For every discussion about who could form the next Fab Four in world cricket, Harry Brook’s name inevitably surfaces. The “but” that follows, however, usually centres on his record away from home.
It was highlighted repeatedly ahead of England’s Ashes tour of Australia last summer. Brook averaged over 80 in overseas Tests, but those 11 matches had come only in New Zealand , where conditions mirror England’s, and in Pakistan, where flat pitches offered little assistance to bowlers. In Australia, he endured a modest campaign, scoring 358 runs at an average just under 40, with only two fifties.
In T20 cricket, Brook’s numbers away from home have been even less convincing. During his lone Big Bash League season with Hobart Hurricanes in 2021/22, he averaged just 6.28, managing 44 runs off 58 balls across seven innings. The stint was meant to prepare him for the 2022 T20 World Cup in Australia, but he returned for the ICC event and scored only 56 runs in five innings during England’s title-winning campaign.
In the IPL, where Sunrisers Hyderabad signed him for INR 13.25 crore, he produced a century to silence critics briefly. But that proved the lone highlight of his 2023 season, as he added just 90 more runs across his remaining 10 innings.

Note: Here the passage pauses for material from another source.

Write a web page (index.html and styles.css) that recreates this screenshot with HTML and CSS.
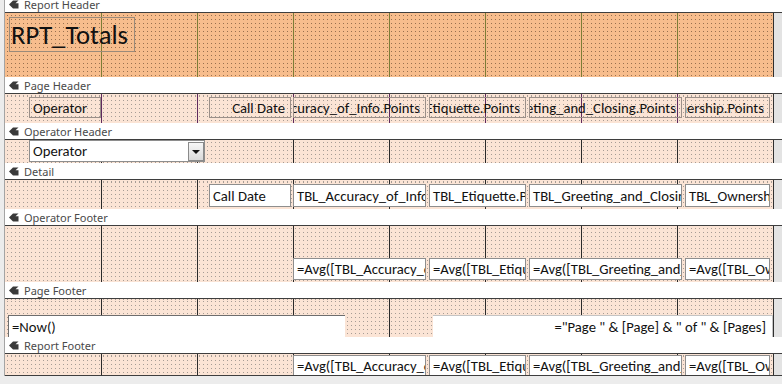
FILE: index.html
```html
<!DOCTYPE html>
<html>
<head>
  <title>RPT_Totals - Design View</title>
  <link rel="stylesheet" href="styles.css">
</head>
<body>
  <div class="designer">

    <div class="bar"><svg class="grip" width="10" height="9" viewBox="0 0 10 9"><polygon points="0,4.5 4,0.5 9.5,0.5 6.5,3.2 9.5,3.2 9.5,8.5 4,8.5"/></svg>Report Header</div>
    <div class="row">
      <div class="sec orange h-rh">
        <div class="ctl title">RPT_Totals</div>
      </div>
      <div class="gutter"></div>
    </div>

    <div class="bar"><svg class="grip" width="10" height="9" viewBox="0 0 10 9"><polygon points="0,4.5 4,0.5 9.5,0.5 6.5,3.2 9.5,3.2 9.5,8.5 4,8.5"/></svg>Page Header</div>
    <div class="row">
      <div class="sec peach purple h-ph">
        <div class="ctl lbl c-op">Operator</div>
        <div class="ctl lbl right c-date">Call Date</div>
        <div class="ctl lbl right c-acc">TBL_Accuracy_of_Info.Points</div>
        <div class="ctl lbl right c-eti">TBL_Etiquette.Points</div>
        <div class="ctl lbl right c-gre">TBL_Greeting_and_Closing.Points</div>
        <div class="ctl lbl right c-own">TBL_Ownership.Points</div>
      </div>
      <div class="gutter"></div>
    </div>

    <div class="bar"><svg class="grip" width="10" height="9" viewBox="0 0 10 9"><polygon points="0,4.5 4,0.5 9.5,0.5 6.5,3.2 9.5,3.2 9.5,8.5 4,8.5"/></svg>Operator Header</div>
    <div class="row">
      <div class="sec peach h-oh">
        <div class="ctl box combo">Operator<span class="drop"></span></div>
      </div>
      <div class="gutter"></div>
    </div>

    <div class="bar"><svg class="grip" width="10" height="9" viewBox="0 0 10 9"><polygon points="0,4.5 4,0.5 9.5,0.5 6.5,3.2 9.5,3.2 9.5,8.5 4,8.5"/></svg>Detail</div>
    <div class="row">
      <div class="sec peach h-dt">
        <div class="ctl box c-date">Call Date</div>
        <div class="ctl box c-acc">TBL_Accuracy_of_Info.Points</div>
        <div class="ctl box c-eti">TBL_Etiquette.Points</div>
        <div class="ctl box c-gre">TBL_Greeting_and_Closing.Points</div>
        <div class="ctl box c-own">TBL_Ownership.Points</div>
      </div>
      <div class="gutter"></div>
    </div>

    <div class="bar"><svg class="grip" width="10" height="9" viewBox="0 0 10 9"><polygon points="0,4.5 4,0.5 9.5,0.5 6.5,3.2 9.5,3.2 9.5,8.5 4,8.5"/></svg>Operator Footer</div>
    <div class="row">
      <div class="sec peach h-of">
        <div class="ctl box c-acc">=Avg([TBL_Accuracy_of_Info].[Points])</div>
        <div class="ctl box c-eti">=Avg([TBL_Etiquette].[Points])</div>
        <div class="ctl box c-gre">=Avg([TBL_Greeting_and_Closing].[Points])</div>
        <div class="ctl box c-own">=Avg([TBL_Ownership].[Points])</div>
      </div>
      <div class="gutter"></div>
    </div>

    <div class="bar"><svg class="grip" width="10" height="9" viewBox="0 0 10 9"><polygon points="0,4.5 4,0.5 9.5,0.5 6.5,3.2 9.5,3.2 9.5,8.5 4,8.5"/></svg>Page Footer</div>
    <div class="row">
      <div class="sec peach h-pf">
        <div class="ctl box now">=Now()</div>
        <div class="ctl box right pages">="Page " &amp; [Page] &amp; " of " &amp; [Pages]</div>
      </div>
      <div class="gutter"></div>
    </div>

    <div class="bar"><svg class="grip" width="10" height="9" viewBox="0 0 10 9"><polygon points="0,4.5 4,0.5 9.5,0.5 6.5,3.2 9.5,3.2 9.5,8.5 4,8.5"/></svg>Report Footer</div>
    <div class="row last">
      <div class="sec peach h-rf">
        <div class="ctl box c-acc">=Avg([TBL_Accuracy_of_Info].[Points])</div>
        <div class="ctl box c-eti">=Avg([TBL_Etiquette].[Points])</div>
        <div class="ctl box c-gre">=Avg([TBL_Greeting_and_Closing].[Points])</div>
        <div class="ctl box c-own">=Avg([TBL_Ownership].[Points])</div>
      </div>
      <div class="gutter"></div>
    </div>

  </div>
</body>
</html>
```

FILE: styles.css
```css
/* Report design surface */
body {
  margin: 0;
  background-color: #ececec;
  font-family: 'Noto Sans', 'Liberation Sans', sans-serif;
  overflow: hidden;
}

.designer {
  margin-top: -4px;
  margin-left: 4px;
  border-left: 1px solid #a4a4a4;
}

/* section bars */
.bar {
  display: flex;
  align-items: center;
  gap: 5px;
  height: 16px;
  padding-left: 4px;
  background-color: #fff;
  border-bottom: 1px solid #3e3e3e;
  font-size: 11px;
  color: #4a4a4a;
}

.grip {
  fill: #3a3a3a;
  flex: none;
}

/* section bodies */
.row {
  display: flex;
}

.row.last {
  border-bottom: 1px solid #3e3e3e;
}

.gutter {
  flex: 1;
  background-color: #e3e3e3;
}

.sec {
  --bg: #fbe4d5;
  --dot: #a69c95;
  --line: #2a2a2a;
  position: relative;
  flex: none;
  width: 768px;
  border-right: 1px solid #2f2f2f;
  background-color: var(--dot);
  background-image:
    repeating-linear-gradient(to right, transparent 0 95px, var(--line) 95px 96px),
    repeating-linear-gradient(to right, transparent 0 1px, var(--bg) 1px 4px),
    repeating-linear-gradient(to bottom, transparent 0 1px, var(--bg) 1px 4px);
  background-repeat: no-repeat, repeat, repeat;
  background-position: 1px 0, 2px 0, 0 2px;
}

.sec.orange {
  --bg: #f7bd8d;
  --dot: #98704f;
  --line: #7d7d36;
}

.sec.purple {
  --line: #5e2a5e;
}

.h-rh { height: 64px; }
.h-ph { height: 29px; }
.h-oh { height: 23px; }
.h-dt { height: 29px; }
.h-of { height: 56px; }
.h-pf { height: 38px; }
.h-rf { height: 21px; }

/* controls */
.ctl {
  position: absolute;
  box-sizing: border-box;
  display: flex;
  align-items: center;
  overflow: hidden;
  white-space: nowrap;
  padding: 0 3px;
  border: 1px solid #8e8e8e;
  font-family: Carlito, 'Liberation Sans', sans-serif;
  font-size: 14.67px;
  color: #111;
}

.ctl.box {
  background-color: #fff;
}

.ctl.right {
  justify-content: flex-end;
}

.title {
  left: 4px;
  top: 4px;
  width: 126px;
  height: 35px;
  padding: 0 1px;
  border-color: #9a8a7a;
  font-size: 26.67px;
}

.lbl {
  top: 3px;
  height: 21px;
  border-color: #9b8f88;
}

.lbl.right {
  padding-right: 5px;
}

.c-op { left: 24px; width: 72px; }
.c-date { left: 204px; width: 82px; }
.c-acc { left: 288px; width: 133px; }
.c-eti { left: 424px; width: 97px; }
.c-gre { left: 524px; width: 153px; }
.c-own { left: 680px; width: 85px; }

.h-dt .ctl { top: 4px; height: 23px; }
.h-of .ctl { top: 32px; height: 22px; }
.h-rf .ctl { top: 1px; height: 20px; border-bottom: none; }

.combo {
  left: 24px;
  top: 0;
  width: 176px;
  height: 22px;
  padding-left: 3px;
}

.drop {
  position: absolute;
  right: 0;
  top: 1px;
  width: 16px;
  height: 19px;
  box-sizing: border-box;
  border: 1px solid #8a8a8a;
  background: linear-gradient(#f7f7f7, #d9d9d9);
}

.drop::after {
  content: '';
  position: absolute;
  left: 3px;
  top: 7px;
  border-left: 4px solid transparent;
  border-right: 4px solid transparent;
  border-top: 4px solid #111;
}

.now {
  left: 3px;
  top: 16px;
  width: 337px;
  height: 22px;
  border-color: #6e6e6e;
  border-bottom: none;
  border-right: none;
}

.pages {
  left: 428px;
  top: 16px;
  width: 340px;
  height: 22px;
  padding-right: 6px;
  border-color: #c4c4c4;
  border-bottom: none;
  border-left: none;
}
```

Which is why the 2026 T20 World Cup, played in testing conditions across India and Sri Lanka, was viewed as a defining examination of Brook’s credentials among the game’s elite. Yet his campaign began quietly. Aside from a half-century against Nepal in England’s opener, a match in which the former champions survived a scare, Brook managed only 102 runs in his first five innings.
Then came Pallekele.
On a night when England’s fielding was erratic and their batting faltered against Pakistan’s attack, Brook led from the front. Chasing 165 on a skiddy, previously unused surface, England slipped to 58 for four after Shaheen Afridi’s powerplay burst. Brook, promoted to No. 3 from his usual No. 5 role, had walked in at 0/1 after the first ball of the chase.
He never looked unsettled. There was fluency without recklessness. Control without caution. Even when Sam Curran fell and Will Jacks joined him with England wobbling, Brook maintained tempo. Their sixth-wicket stand, 52 off 31 balls, was defined as much by sharp running between the wickets as by boundaries.
That improvement was no accident. After taking a four-month break in 2022 following his grandmother’s death, Brook returned leaner and placed renewed emphasis on fitness and running between the wickets in the build-up to subsequent ICC tournaments. In Pallekele, that evolution was evident. Alongside his clean hitting, he ran nine twos, small margins that shift T20 games.
The composure England’s dressing room often speaks about was visible again after Tom Banton’s dismissal. Brook calmly took five successive singles, resetting the chase before launching again.
But the man Brook owed his performance to, and who did find a mention in his post-match chat with the broadcasters, was England head coach Brendon McCullum, who approached the batter on the morning of the big game to go up and bat at No. 3.
The tactical reasoning was clear. In the five innings leading into the Pakistan clash, Brook had been dismissed by spin four times in the middle overs. Against spin in T20Is, his strike rate hovered around 129. With the field up in the powerplay, however, he was freer. He swept Mohammad Nawaz for two boundaries and a six in the final over of the powerplay, shifting momentum decisively.
In the end, it was one innings, one statement, that carried England into the semifinals of the 2026 T20 World Cup with a Super 8 game still to spare.